If I connect a DC power source to a fixed resistor and that to a variable resistor I can readily show that  a value of the variable resistor exists that maximizes the power transferred to that variable resistor.  What I cannot do is show that the power exceeds the power drawn from the power source.  We would also see that the less power that the load draws from the power source the greater the percentage of power through the variable load resistor is of the diminishing power drawn.

The demonstraton shows that more power transfers to the fan with the valve opened rather than closed. It does not determine that the power in the outflow exceeds the power consumed generating the inflow

It shows exactly that. More force is exerted on the fan blades when the valve is open,thus more work is being done. The power to create the inflow is exactly equal to the power of the out flow with the valve closed->energy can be neither created nor destroyed. The rest of the power consumed to create the inflow is disipated as heat. Shall we go back to the tanks Mark?. I can set this up with the 20ltr tank,and show a run from the tank with and without the venturi open. We could put say 40psi into the tank,and wait for the gas temperature to rest at ambiant temperature,then see how long and how high the power output from our little generator go's with the venturi closed off.
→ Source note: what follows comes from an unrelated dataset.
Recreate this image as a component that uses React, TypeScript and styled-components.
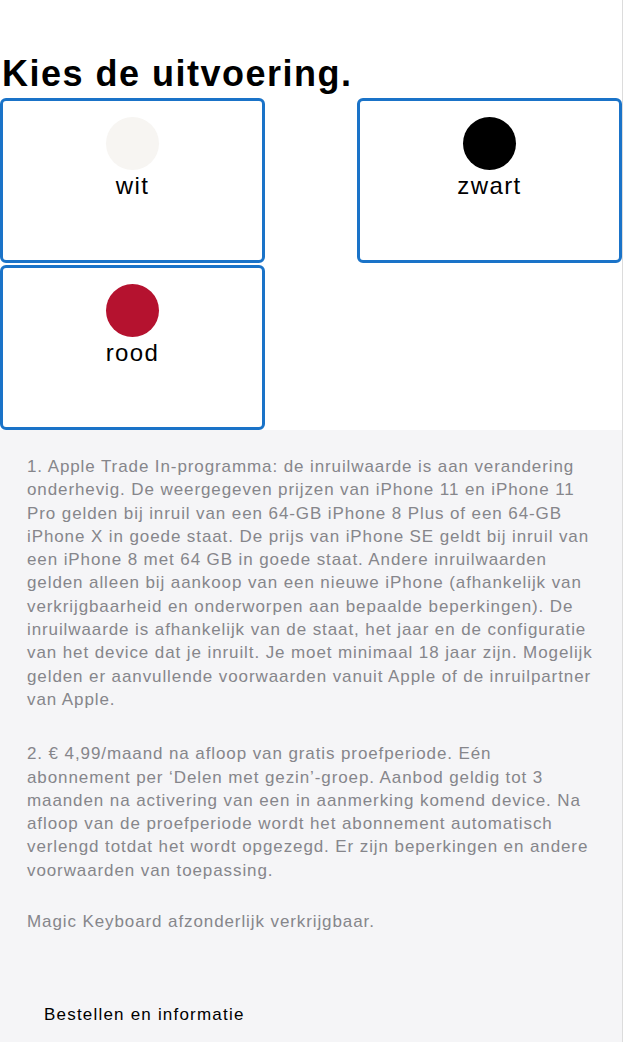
import React from "react";
import styled, { createGlobalStyle } from "styled-components";

const Global = createGlobalStyle`
  html, body { margin: 0; padding: 0; background: #ffffff; }
  body { font-family: "Liberation Sans", Arial, Helvetica, sans-serif; }
`;

const Page = styled.div`
  width: 622px;
  border-right: 1px solid #dcdcdc;
  min-height: 1042px;
  display: flex;
  flex-direction: column;
`;

const Top = styled.section`
  background: #ffffff;
  padding-top: 50px;
`;

const Heading = styled.h2`
  margin: 0 0 0 2px;
  font-size: 36px;
  line-height: 48px;
  font-weight: 700;
  color: #000;
  letter-spacing: 1.5px;
`;

const Options = styled.div`
  display: flex;
  flex-wrap: wrap;
  justify-content: space-between;
  row-gap: 2px;
`;

const Option = styled.button`
  box-sizing: border-box;
  width: 265px;
  height: 165px;
  border: 3px solid #1a73c8;
  border-radius: 6px;
  background: #fff;
  display: flex;
  flex-direction: column;
  align-items: center;
  padding: 16px 0 0;
  cursor: pointer;
  font-family: inherit;
`;

const Swatch = styled.span<{ $color: string }>`
  width: 53px;
  height: 53px;
  border-radius: 50%;
  background: ${(p) => p.$color};
  display: block;
`;

const Label = styled.span`
  font-size: 24px;
  line-height: 32px;
  color: #000;
  letter-spacing: 1.4px;
`;

const Footnotes = styled.section`
  flex: 1;
  background: #f5f5f7;
  padding: 25px 27px 0 27px;
`;

const Note = styled.p<{ $last?: boolean }>`
  margin: 0 0 ${(p) => (p.$last ? "28px" : "31px")};
  font-size: 17px;
  line-height: 23.3px;
  color: #86868b;
  letter-spacing: 0.9px;
`;

const Order = styled.div`
  margin-top: 70px;
  padding-left: 17px;
  font-size: 17px;
  line-height: 23px;
  color: #000;
  letter-spacing: 1.2px;
`;

const colors = [
  { name: "wit", color: "#f7f5f2" },
  { name: "zwart", color: "#000000" },
  { name: "rood", color: "#b5122f" },
];

export default function App() {
  return (
    <>
      <Global />
      <Page>
        <Top>
          <Heading>Kies de uitvoering.</Heading>
          <Options>
            {colors.map((c) => (
              <Option key={c.name}>
                <Swatch $color={c.color} />
                <Label>{c.name}</Label>
              </Option>
            ))}
          </Options>
        </Top>
        <Footnotes>
          <Note>
            1. Apple Trade In-programma: de inruilwaarde is aan verandering onderhevig. De
            weergegeven prijzen van iPhone 11 en iPhone 11 Pro gelden bij inruil van een 64-GB
            iPhone 8 Plus of een 64-GB iPhone X in goede staat. De prijs van iPhone SE geldt bij
            inruil van een iPhone 8 met 64 GB in goede staat. Andere inruilwaarden gelden alleen
            bij aankoop van een nieuwe iPhone (afhankelijk van verkrijgbaarheid en onderworpen aan
            bepaalde beperkingen). De inruilwaarde is afhankelijk van de staat, het jaar en de
            configuratie van het device dat je inruilt. Je moet minimaal 18 jaar zijn. Mogelijk
            gelden er aanvullende voorwaarden vanuit Apple of de inruilpartner van Apple.
          </Note>
          <Note $last>
            2. € 4,99/maand na afloop van gratis proefperiode. Eén abonnement per ‘Delen met
            gezin’-groep. Aanbod geldig tot 3 maanden na activering van een in aanmerking komend
            device. Na afloop van de proefperiode wordt het abonnement automatisch verlengd totdat
            het wordt opgezegd. Er zijn beperkingen en andere voorwaarden van toepassing.
          </Note>
          <Note>Magic Keyboard afzonderlijk verkrijgbaar.</Note>
          <Order>Bestellen en informatie</Order>
        </Footnotes>
      </Page>
    </>
  );
}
We could then do the exact same run with the venturi open. Which do you think will be able to do more work?.

We could indeed change the angle of the blades to make it more efficient,but once again,the venturi open would still produce more torque from the fan. We have a higher gas flow with the venturi open than we do with it closed. Maybe we show the difference where flow angle or geometry dosnt matter. Maybe we show usful work being done by way of the flow of gas lifting a mass in a given amount of time?. It takes more energy to accelerate a given mass in a shorter period of time-dose it not?. So how about we do something really simple,like put a pingpong ball(our mass),into a tube of a given length,and see how fast it travels through that tube with and without the venturi open?.